AC and Reflex Defence (used to be Reflex Save) are the same thing.

High level characters have a level based AC bonus that doesn't stack with armor (unless you take those soldier talents) so it makes more sense for most characters to do without.

No iterative attacks or multiple attacks without paying for them with feats.

Bonii and penalties tend to be (+ or -) 1, 2, 5, 10. Skill focus is a hefty +5, but there are no synergy bonuses and no (+2/+2) skill bonus feats.
 

Plane Sailing said:
Well, there is nothing to stop someone picking a given force power multiple times, and in the book Palpatine has Force Lightning (4), Move object (3) as well as many others... so he could use Force Lightning four times in one encounter without having to think too hard about it (and if you roll a natural 20 when making a Use the Force check you get back all your expended Force powers - plus there are some Talents that make it easier to recover certain powers too.

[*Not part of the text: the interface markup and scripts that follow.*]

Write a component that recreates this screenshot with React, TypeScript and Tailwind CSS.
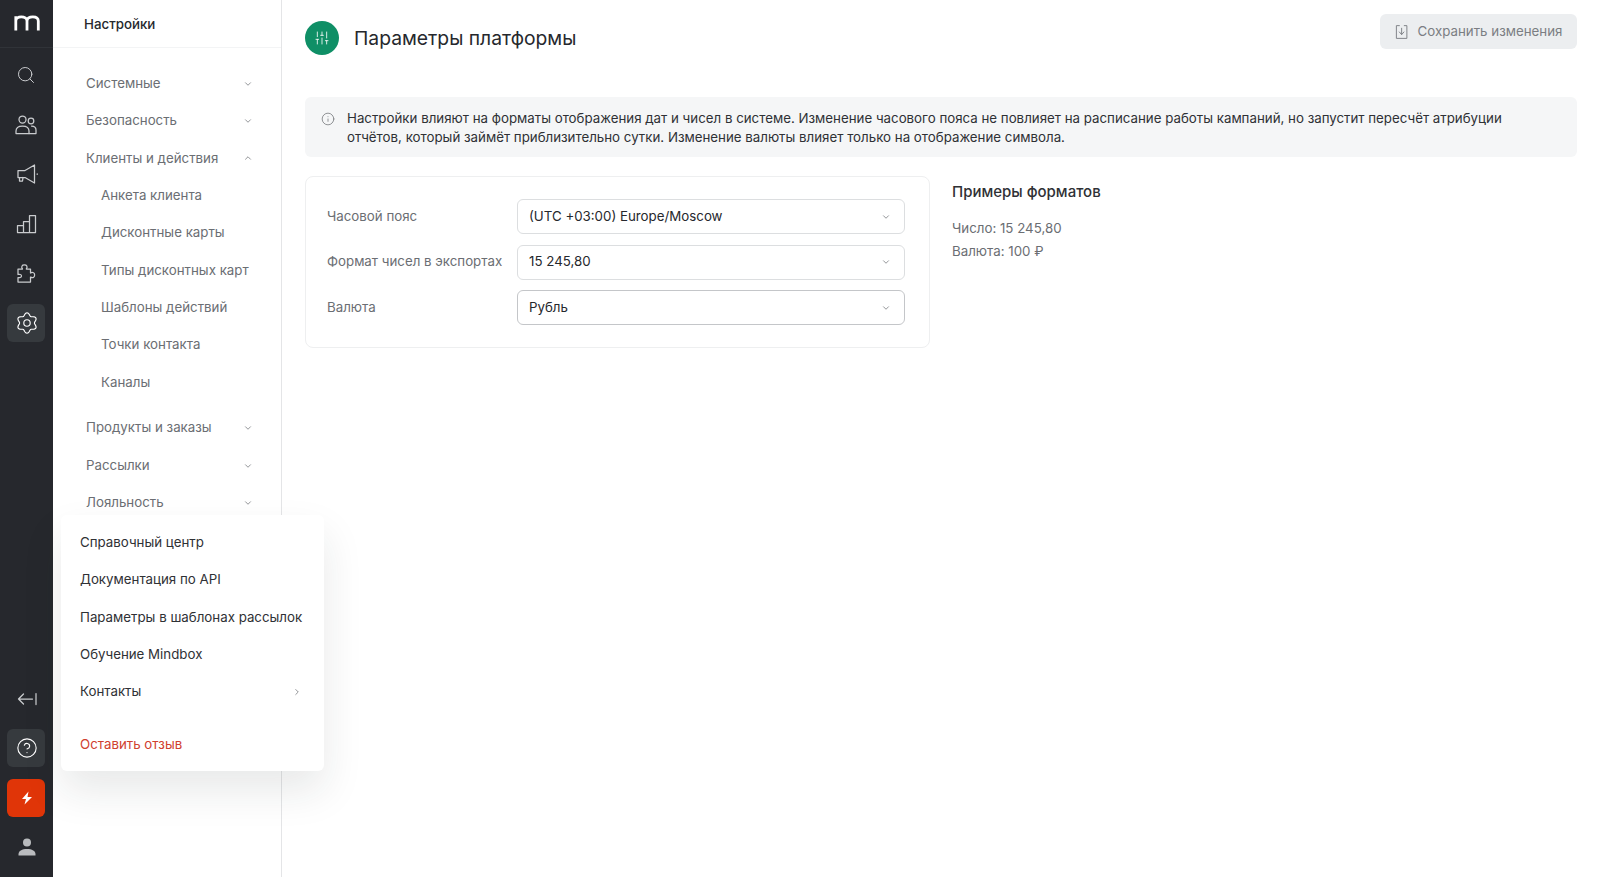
import React from "react";
import { ChevronDown, ChevronUp, ChevronRight, CircleHelp, Info, Search, SlidersVertical } from "lucide-react";

const Ico = ({ children, s = 24 }: { children: React.ReactNode; s?: number }) => (
  <svg width={s} height={s} viewBox="0 0 24 24" fill="none" stroke="currentColor" strokeWidth={1.25} strokeLinecap="round" strokeLinejoin="round">
    {children}
  </svg>
);

const gearPath = (() => {
  let d = "";
  for (let i = 0; i < 96; i++) {
    const t = (i / 96) * Math.PI * 2;
    const r = 9.6 + 1.5 * Math.cos(6 * t);
    const x = 12 + r * Math.sin(t);
    const y = 12 - r * Math.cos(t);
    d += `${i === 0 ? "M" : "L"}${x.toFixed(2)} ${y.toFixed(2)}`;
  }
  return d + "z";
})();

const Row = ({ label, open, sub }: { label: string; open?: boolean; sub?: boolean }) => (
  <div className={`h-[37.4px] flex items-center justify-between pr-[28px] text-[13.3px] text-[#6b6e73] ${sub ? "pl-[48px] whitespace-nowrap" : "pl-[33px]"}`}>
    <span>{label}</span>
    {!sub && (open ? <ChevronUp size={10} strokeWidth={1.75} /> : <ChevronDown size={10} strokeWidth={1.75} />)}
  </div>
);

const Field = ({ label, value, strong }: { label: string; value: string; strong?: boolean }) => (
  <div className="flex items-center">
    <div className="w-[190px] shrink-0 text-[13.3px] whitespace-nowrap text-[#6b6e73]">{label}</div>
    <div className={`flex-1 h-[35px] border rounded-[6px] flex items-center justify-between pl-[11px] pr-[13px] text-[13.3px] text-[#26282d] ${strong ? "border-[#c4c6c9]" : "border-[#dcdee0]"}`}>
      <span>{value}</span>
      <ChevronDown size={10} strokeWidth={1.75} className="text-[#6b6e73]" />
    </div>
  </div>
);

const MenuItem = ({ children, red }: { children: React.ReactNode; red?: boolean }) => (
  <div className={`h-[37.4px] flex items-center justify-between whitespace-nowrap text-[13.3px] ${red ? "text-[#d0402f]" : "text-[#2f3135]"}`}>{children}</div>
);

const SideBtn = ({ children, active, className = "" }: { children: React.ReactNode; active?: boolean; className?: string }) => (
  <div className={`w-[38px] h-[38px] rounded-[6px] flex items-center justify-center ${active ? "bg-[#363a3e]" : ""} ${className}`}>{children}</div>
);

export default function App() {
  return (
    <div className="relative flex h-[877px] w-[1599px] overflow-hidden bg-white font-['Inter',sans-serif]">
      <aside className="w-[53px] shrink-0 bg-[#26282d] flex flex-col items-center text-[#c9cbce]">
        <div className="h-[48px] w-full border-b border-[#303338] flex items-center justify-center text-white pb-[1px]">
          <svg width="26" height="16" viewBox="0 0 26 16" fill="none" stroke="currentColor" strokeWidth="2.8">
            <path d="M1.800 15.500V1.300M1.800 6C1.800 3.300 4.300 1.800 7.300 1.800s5.700 1.500 5.700 4.200v9.500M13 6c0-2.700 2.200-4.200 5.800-4.200s5.500 1.500 5.500 4.200v9.500" />
          </svg>
        </div>
        <div className="flex flex-col items-center gap-[11.5px] pt-[8px] pr-[1px]">
          <SideBtn><Search size={20} strokeWidth={1.2} /></SideBtn>
          <SideBtn>
            <Ico>
              <circle cx="8.500" cy="6.500" r="3.500" />
              <circle cx="17" cy="8" r="2.800" />
              <path d="M2 20.500v-2.500c0-3 2.500-5 6.500-5s6.500 2 6.500 5v2.500z" />
              <path d="M17.500 13c2.800 0 4.500 1.700 4.500 4v3.500h-7" />
            </Ico>
          </SideBtn>
          <SideBtn>
            <Ico>
              <path d="M4 8.500h7L20.500 3v18L11 15.500H4z" />
              <path d="M5.500 15.500v3.500h3l.5-3.500M23 12h.5" />
            </Ico>
          </SideBtn>
          <SideBtn>
            <Ico>
              <path d="M3.500 20.500v-7h6v7zM9.500 20.500V9.500h6v11zM15.500 20.500V3.500h6v17zM3.500 20.500h18" />
            </Ico>
          </SideBtn>
          <SideBtn>
            <Ico>
              <path d="M4 8h4.500c-.8-1-1-2-.5-3 .7-1.500 4-1.500 4.800 0 .5 1 .3 2-.5 3h4.200v4c1-.7 2-.8 3-.3 1.500.7 1.500 4 0 4.700-1 .5-2 .3-3-.3v4.900H4v-4.500c1.500.5 3.500 0 3.500-1.500s-2-2-3.500-1.500z" />
            </Ico>
          </SideBtn>
          <SideBtn active>
            <span className="text-white pl-[1px]">
              <Ico s={22}>
                <path d={gearPath} />
                <circle cx="12" cy="12" r="3.500" />
              </Ico>
            </span>
          </SideBtn>
        </div>
        <div className="mt-auto flex flex-col items-center gap-[11.5px] pb-[11px] pr-[1px]">
          <SideBtn>
            <span className="pl-[1px]">
              <Ico>
                <path d="M21 6.500v11M17.500 12H3.500M8.500 7l-5 5 5 5" />
              </Ico>
            </span>
          </SideBtn>
          <SideBtn active><CircleHelp size={22} strokeWidth={1.2} className="text-white ml-[1px]" /></SideBtn>
          <SideBtn className="bg-[#e03508]">
            <svg className="ml-[1px]" width="14" height="14" viewBox="0 0 14 14" fill="white"><path d="M8.500 0.500 2 8h4l-1.500 5.500L12 6H7.500z" /></svg>
          </SideBtn>
          <SideBtn>
            <svg className="ml-[1px]" width="20" height="20" viewBox="0 0 20 20" fill="#b9bbbe"><circle cx="10" cy="5.500" r="4" /><path d="M1.500 18.500v-1.500c0-3 3.500-5 8.500-5s8.500 2 8.500 5v1.500z" /></svg>
          </SideBtn>
        </div>
      </aside>

      <nav className="w-[229px] shrink-0 border-r border-[#e4e5e7] flex flex-col">
        <div className="h-[48px] border-b border-[#f3f4f5] flex items-center pl-[31px] pt-[2px] text-[13.3px] font-medium text-[#26282d]">Настройки</div>
        <div className="pt-[17px]">
          <Row label="Системные" />
          <Row label="Безопасность" />
          <Row label="Клиенты и действия" open />
          <Row sub label="Анкета клиента" />
          <Row sub label="Дисконтные карты" />
          <Row sub label="Типы дисконтных карт" />
          <Row sub label="Шаблоны действий" />
          <Row sub label="Точки контакта" />
          <Row sub label="Каналы" />
          <div className="h-[8px]" />
          <Row label="Продукты и заказы" />
          <Row label="Рассылки" />
          <Row label="Лояльность" />
        </div>
      </nav>

      <main className="flex-1 min-w-0 pl-[23px] pr-[22px]">
        <header className="h-[97px] flex justify-between">
          <div className="flex items-center gap-[15px] h-[76px]">
            <div className="w-[34px] h-[34px] rounded-full bg-[#0f8f66] flex items-center justify-center text-white">
              <SlidersVertical size={16} strokeWidth={1.25} />
            </div>
            <h1 className="text-[19.3px] font-normal text-[#26282d]">Параметры платформы</h1>
          </div>
          <button className="mt-[14px] h-[35px] w-[197px] rounded-[6px] bg-[#eceef0] flex items-center justify-center gap-[7px] pr-[2px] text-[13.3px] text-[#7b7e83]">
            <Ico s={18}>
              <path d="M8.500 3.500H4.500v17h14v-17h-3.500M11.500 7v8M8.500 12l3 3.500 3-3.500" />
            </Ico>
            Сохранить изменения
          </button>
        </header>

        <div className="h-[60px] rounded-[6px] bg-[#f5f6f7] flex items-center pl-[16px] pr-[60px] pt-[2px] gap-[12px] text-[13.3px] leading-[19.500px] text-[#2f3135]">
          <Info size={14} strokeWidth={1.25} className="shrink-0 self-start mt-[13px] text-[#6b6e73]" />
          <p>Настройки влияют на форматы отображения дат и чисел в системе. Изменение часового пояса не повлияет на расписание работы кампаний, но запустит пересчёт атрибуции отчётов, который займёт приблизительно сутки. Изменение валюты влияет только на отображение символа.</p>
        </div>

        <div className="flex mt-[19px]">
          <section className="w-[625px] h-[172px] border border-[#eeeff0] rounded-[8px] pl-[21px] pr-[24px] pt-[22px] flex flex-col gap-[10.5px]">
            <Field label="Часовой пояс" value="(UTC +03:00) Europe/Moscow" />
            <Field label="Формат чисел в экспортах" value="15 245,80" />
            <Field label="Валюта" value="Рубль" strong />
          </section>
          <section className="ml-[22px] pt-[6px]">
            <h2 className="text-[15px] font-medium leading-[20px] text-[#2f3135]">Примеры форматов</h2>
            <p className="mt-[15px] text-[13.3px] leading-[23px] text-[#6b6e73]">Число: 15 245,80</p>
            <p className="text-[13.3px] leading-[23px] text-[#6b6e73]">Валюта: 100 ₽</p>
          </section>
        </div>
      </main>

      <div className="absolute left-[61px] top-[515px] w-[263px] h-[256px] bg-white rounded-[6px] shadow-[0_20px_40px_rgba(30,35,40,0.10)] px-[19px] pt-[9px]">
        <MenuItem>Справочный центр</MenuItem>
        <MenuItem>Документация по API</MenuItem>
        <MenuItem>Параметры в шаблонах рассылок</MenuItem>
        <MenuItem>Обучение Mindbox</MenuItem>
        <MenuItem>Контакты<ChevronRight size={10} strokeWidth={1.75} className="text-[#6b6e73] mr-[3px]" /></MenuItem>
        <div className="h-[15px]" />
        <MenuItem red>Оставить отзыв</MenuItem>
      </div>
    </div>
  );
}
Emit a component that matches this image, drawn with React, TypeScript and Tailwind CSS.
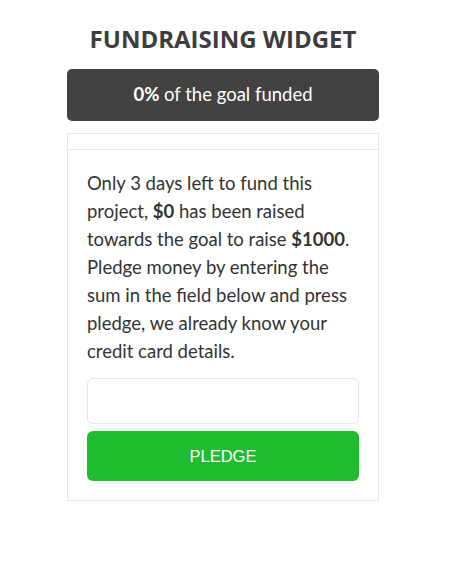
export default function App() {
  return (
    <div className="w-[458px] h-[565px] bg-white">
      <div className="ml-[67px] w-[312px] pt-[26px]">
        <h1 className="text-center font-bold text-[24px] leading-[25px] text-[#3d3d3d]" style={{ fontFamily: '"Open Sans", sans-serif' }}>
          FUNDRAISING WIDGET
        </h1>
        <div className="mt-[18px] h-[52px] rounded-[5px] bg-[#424242] flex items-center justify-center text-white text-[18.5px]" style={{ fontFamily: 'Lato, sans-serif' }}>
          <span><b>0%</b> of the goal funded</span>
        </div>
        <div className="mt-[12px] border border-[#e8e8e8]">
          <div className="h-[16px] border-b border-[#e8e8e8]" />
          <div className="px-[19px] pt-[19px] pb-[19px]">
            <p className="text-[18.5px] leading-[28px] text-[#333] whitespace-nowrap" style={{ fontFamily: 'Lato, sans-serif' }}>
              Only 3 days left to fund this<br />
              project, <b>$0</b> has been raised<br />
              towards the goal to raise <b>$1000</b>.<br />
              Pledge money by entering the<br />
              sum in the field below and press<br />
              pledge, we already know your<br />
              credit card details.
            </p>
            <input className="mt-[13px] block w-full h-[46px] rounded-[6px] border border-[#e6e6e6] bg-white outline-none" />
            <button className="mt-[7px] block w-full h-[50px] rounded-[6px] bg-[#1fbc2f] text-white text-[16.5px]" style={{ fontFamily: '"Liberation Sans", Arial, sans-serif' }}>
              PLEDGE
            </button>
          </div>
        </div>
      </div>
    </div>
  );
}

Plus, it only takes a minute out of combat to meditate and you've got the whole lot back, which probably accounts nicely for the multiple mind-trick uses in Ep 1/2/4 (and gives interesting tactical reasons for a withdrawl, hide, some people take recover actions to improve their condition track, others meditate to restore their force powers and then back to the fray!

It feels very non-vancian to me because of the ease of getting and regaining the powers.

Cheers
Since it were also pretty major battles in the life of these characters, I would expect that they spent some force points to regaining their powers, too.
 

Asmor

First Post
Nifft said:
1/ More like d20 Modern than D&D.

2/ General competence increases by level (like it or not); specialization is accomplished via feats & talents.

3/ It is liquid awesome drizzled over lightly toasted solid awesome.

One of those is my humble opinion. :)

Cheers, -- N

Hint: The opinion is point 1 (that it's more like d20 Modern). Everything else is incontrovertible fact.